In order to maintain the illusion that they are to be resettled, deportees are allowed to take a bundle of clothes or a small suitcase of belongings each. When they arrive, and undergo the selection that sends most of them straight to the gas chamber, they must drop everything.

A special corner of the camp, called Canada, is full of privileged prisoners whose task is to sort the goods into piles. In the middle of the yard are two enormous mountains, one of blankets, and one of suitcases and knapsacks. Prisoners sort clothing into piles; the yellow stars will be taken off, the bloodstains cleaned up and the old clothes shipped to the Reich for distribution to the German needy.

To the right, hundreds of prams; to the left, thousands of pots and pans. All around are huts filled to the rafters with shaving brushes, spectacles, dentures, corsets, wigs, false limbs, shoes, handkerchiefs; the pitiful residue of lives cruelly terminated in a cloud of poison gas. The children's toys, bottles, dummies and tiny clothes bear mute testimony to the slaughter of the innocents.

Money and valuables - mainly watches, jewellery, and currency - are set aside and sent to the Reichsbank. This includes the few diamonds squeezed out of toothpaste tubes where hopeful deportees hid them, and gold teeth and fillings wrenched from the mouths of corpses before cremation.

U.S.S.R.: Soviet troops occupy Anastasyevsk, north of Novorossiisk.

     The Soviet Navy records 1 submarine loss during the month that is not listed by day:

     S-54        Northern Fleet    off coast of Norway (mined off Norwegian coast) (Mike Yared)

TUNISIA: Cap Serrat is occupied by the British.

ITALY: Sardinia: A large USAAF bombing force attacks the Axis air base and transit port of Cagliari.

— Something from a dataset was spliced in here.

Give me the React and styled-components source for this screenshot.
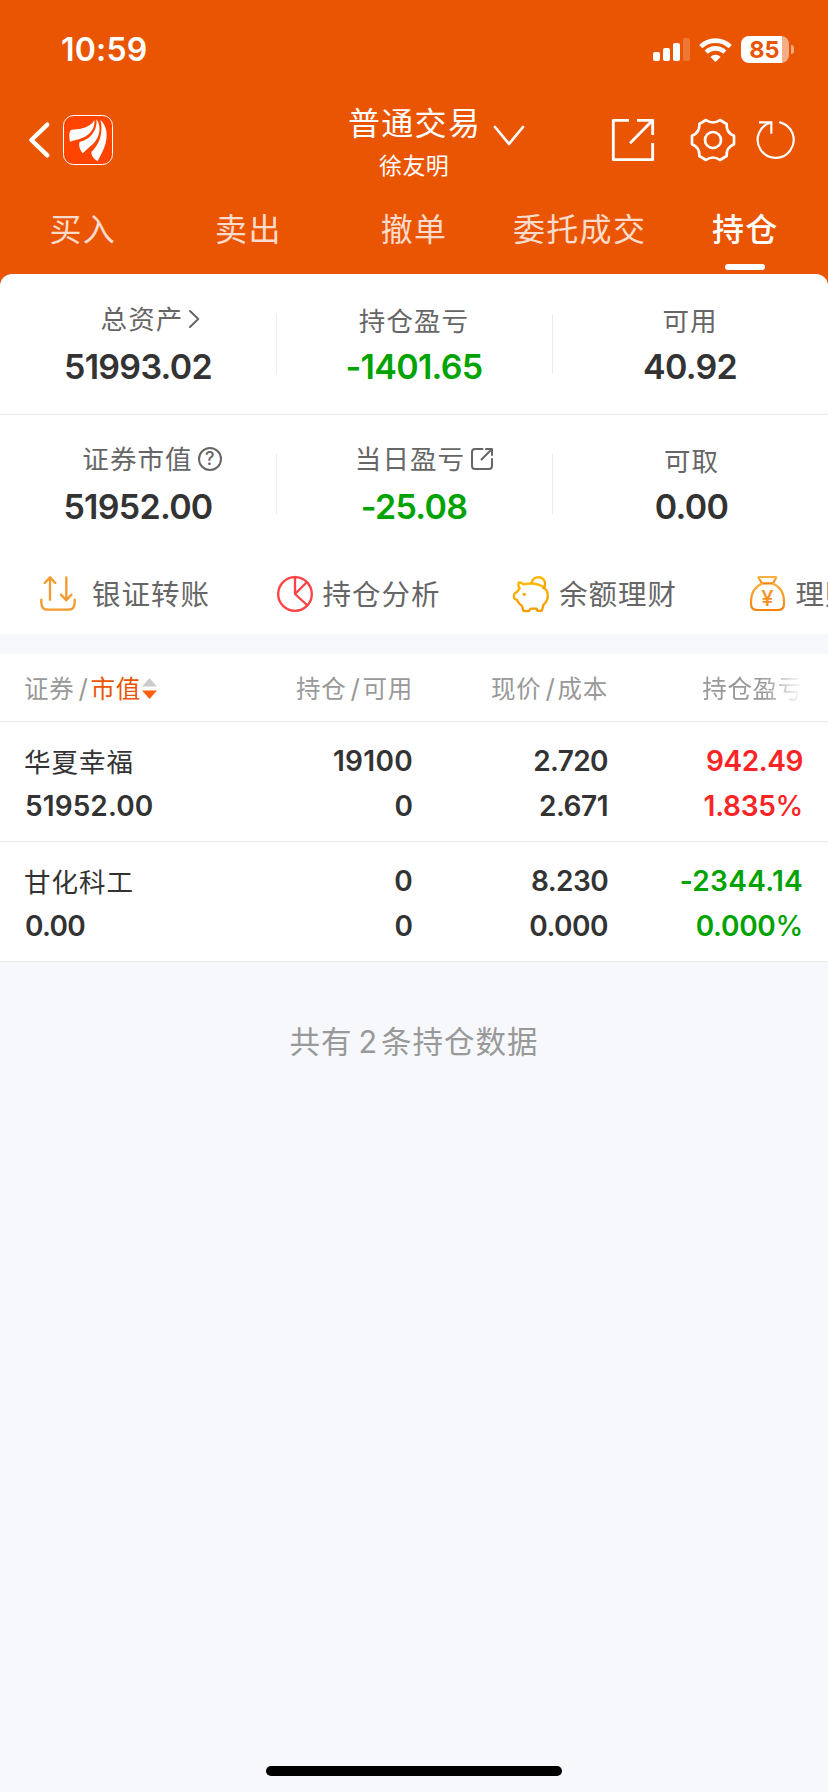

CHINA: The US opens training centres for Chinese infantrymen.

NEW GUINEA: US infantrymen under Colonel Archibald MacKechnie land at the mouth of the Waria river.

PACIFIC: Japanese aircraft raid the Russell Islands.

U.S.A.: Rogers and Hammerstein's musical Oklahoma opens on Broadway. (Michael Ballard)

Washington: The US High Command orders the invasion of Attu, in the Aleutian Islands.